Theater & Arts
Remembering the lost: Ateneo ENTABLADO’s Desaparesidos
October 9, 2016

Desaparesidos are victims of enforced disappearance—a tool used by a government to keep activists from sharing and standing up for their political opinions. Considering the gravitas of the term, it’s an apt title for Ateneo ENTABLADO’s newest production that’s set against the blood-stained backdrop of Martial Law.

Adapted from Lualhati Bautista’s novel of the same name, Desaparesidos follows guerilla force members Anna and Roy as they traverse the horrors and hardships that activists faced during Martial Law, and how it affected their lives decades after.

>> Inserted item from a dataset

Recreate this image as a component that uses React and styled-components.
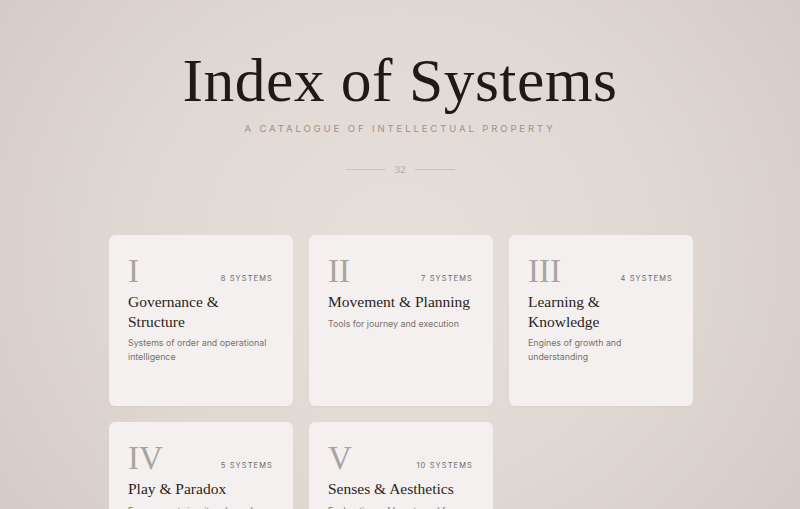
import styled, { createGlobalStyle } from "styled-components";

const GlobalStyle = createGlobalStyle`
    html, body {
        margin: 0;
        padding: 0;
    }
    body {
        background: #d9d0cb;
        font-family: "Inter", "Liberation Sans", sans-serif;
        overflow: hidden;
    }
`;

const Page = styled.div`
    min-height: 509px;
    background: radial-gradient(ellipse 60% 75% at 50% 42%, #e6dfda 0%, #e0d8d3 55%, #d5ccc7 100%);
    display: flex;
    flex-direction: column;
    align-items: center;
    padding-top: 46px;
    box-sizing: border-box;
`;

const Title = styled.h1`
    margin: 0;
    font-family: "Liberation Serif", "DejaVu Serif", serif;
    font-weight: 400;
    font-size: 61.5px;
    line-height: 68px;
    color: #1f1a18;
    letter-spacing: 0.5px;
`;

const Subtitle = styled.div`
    margin-top: 9px;
    font-size: 9.5px;
    letter-spacing: 2.9px;
    color: #9a918c;
    text-transform: uppercase;
`;

const Divider = styled.div`
    margin-top: 29px;
    display: flex;
    align-items: center;
    gap: 9px;
    font-family: "Liberation Serif", serif;
    font-size: 11px;
    color: #b2aaa5;

    &::before, &::after {
        content: "";
        width: 40px;
        height: 1px;
        background: #cbc2bd;
    }
`;

const Grid = styled.div`
    margin-top: 60px;
    display: grid;
    grid-template-columns: repeat(3, 184px);
    gap: 16px;
    margin-left: 2px;
`;

const Card = styled.div`
    height: 171px;
    box-sizing: border-box;
    background: #f4f0ef;
    border-radius: 6px;
    padding: 20px 20px 0 19px;
    box-shadow: 0 1px 2px rgba(120, 100, 90, 0.06);
`;

const CardTop = styled.div`
    display: flex;
    justify-content: space-between;
    align-items: baseline;
`;

const Numeral = styled.span`
    font-family: "Liberation Serif", serif;
    font-weight: 400;
    font-size: 33px;
    line-height: 32px;
    color: #a9a4a1;
`;

const Count = styled.span`
    font-size: 7.5px;
    letter-spacing: 1.1px;
    color: #6f6864;
    text-transform: uppercase;
    position: relative;
    top: -1px;
`;

const CardTitle = styled.h2`
    margin: 5px 0 0;
    font-family: "Liberation Serif", serif;
    font-weight: 400;
    font-size: 15.5px;
    line-height: 19.5px;
    color: #2a2421;
    max-width: ${(p) => (p.$narrow ? "110px" : "none")};
`;

const CardText = styled.p`
    margin: 5px 0 0;
    font-size: 8.8px;
    line-height: 14px;
    color: #79716d;
    max-width: 140px;
`;

const categories = [
    { num: "I", count: 8, title: "Governance & Structure", text: "Systems of order and operational intelligence", narrow: true },
    { num: "II", count: 7, title: "Movement & Planning", text: "Tools for journey and execution" },
    { num: "III", count: 4, title: "Learning & Knowledge", text: "Engines of growth and understanding", narrow: true },
    { num: "IV", count: 5, title: "Play & Paradox", text: "Engagements in wit and wonder" },
    { num: "V", count: 10, title: "Senses & Aesthetics", text: "Explorations of beauty and form" },
];

const App = () => {
    return (
        <>
            <GlobalStyle />
            <Page>
                <Title>Index of Systems</Title>
                <Subtitle>A Catalogue of Intellectual Property</Subtitle>
                <Divider>32</Divider>
                <Grid>
                    {categories.map((c) => (
                        <Card key={c.num}>
                            <CardTop>
                                <Numeral>{c.num}</Numeral>
                                <Count>{c.count} Systems</Count>
                            </CardTop>
                            <CardTitle $narrow={c.narrow}>{c.title}</CardTitle>
                            <CardText>{c.text}</CardText>
                        </Card>
                    ))}
                </Grid>
            </Page>
        </>
    );
};

export default App;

What I took as the intent of writer-director Guelan Varela-Luarca for the play was such: to open audiences’ eyes to how traumatizing the ruthless Martial Law years were to the families and individuals affected by it. Through the play’s immersive set design, powerful performances by the lead actors, and gut-wrenching subject matter, it succeeds in doing so by violently shaking you to your emotional core.

The entire production is put together to create a somber, despair-ridden atmosphere. You get a feeling that something terrible could happen at any time throughout the entire first act.

Photo by Patrick T. Ong
Photo by Patrick T. Ong

Through grotesque imagery, the play shocks the senses. Blood splatters onto audience members, screams fill the room, and when a soldier throws a man down, you wince as you hear the loud thud of his head slam against the ground. When a man is dragged off stage, you can hear his cries fade into the distance until they’re ceased by gunshot. What may be the play’s most horrific scene is of a woman procedurally interrogated, molested, stripped and gang-raped by soldiers. There’s no sugarcoating anything.

Along with this, audience members are seated on the floor, right beside the stage, which is covered with newspaper clippings with faces of missing people, front and center. The set-pieces, mainstay throughout the entire production, are imposing and diverse chain-linked fences—two of them swing to act as doors or gates, the other two are solid, immovable for their use as walls or structures to hang men and women on. Everything about the set works in keeping you engaged to the narrative and bringing you up close to the action on stage, and that’s to the credit of Mark Legaspi, the play’s stage designer.

Same goes for D Cortezano and RJ Deniega, Desaparesidos’ lights designer and technical director, respectively. The play’s lighting and sounds further accentuate its mood. Warm, yellow lights flood the set, punctuated by moments of deep, menacing red. Blackouts add a jump-scare element to the production that works surprisingly well to increase tension in the audience. Sound effects and music are used sparingly, with the occasional cricket noise cutting eerily through the ambient sounds of 80s Manila.

Photo by Patrick T. Ong
Photo by Patrick T. Ong

Performances by Brian Sy (Roy) and Delphine Buencamino (Anna) are top-notch. You can feel every bit of anger and anguish in them as they speak, shout, and scream. Sy is able to convey the strength and passion of a leader facing grim odds, while Buencamino shows the vulnerability and courage of a mother searching for her lost child. During the second act, set 20 years after Martial Law, it’s believable they’ve aged, and that what they had gone through had left them with deep, paralyzing scars. Here, both actors are able to nuance their performances; when they move, they seem wearier, and their words come out lacking their youthful vigor.

Naturally, the play has its own share of missteps. Aspects of the story need a little more time to develop, especially in the second act. A family drama—a tumultuous relationship between a daughter and her emotionally detached parents—is introduced, and could benefit from more time to build. By doing so, it would clearer establish how the effects of Martial Law last long past the first EDSA People Power Revolution. Also, a comical office scene midway through the second act feels very out of place. The ending, too, is abrupt. It perhaps doesn’t offer enough closure for the emotionally draining narrative, and leaves you with unanswered questions and unresolved plotlines, especially for the character Anna.

Regardless, Desaparesidos is a fantastic play that provides a gripping representation of the people that fought against Martial Law. You’ll be left tense, cringing, and speechless by its end, and that’s what the production wants you to feel. It wants to make sure all the images, emotions, and realizations you take from it are burned into your mind forever. It’s these kinds of stories that help us remember all the injustices that we as a country faced, and it’s through this that we’re driven to make sure we never go through them again.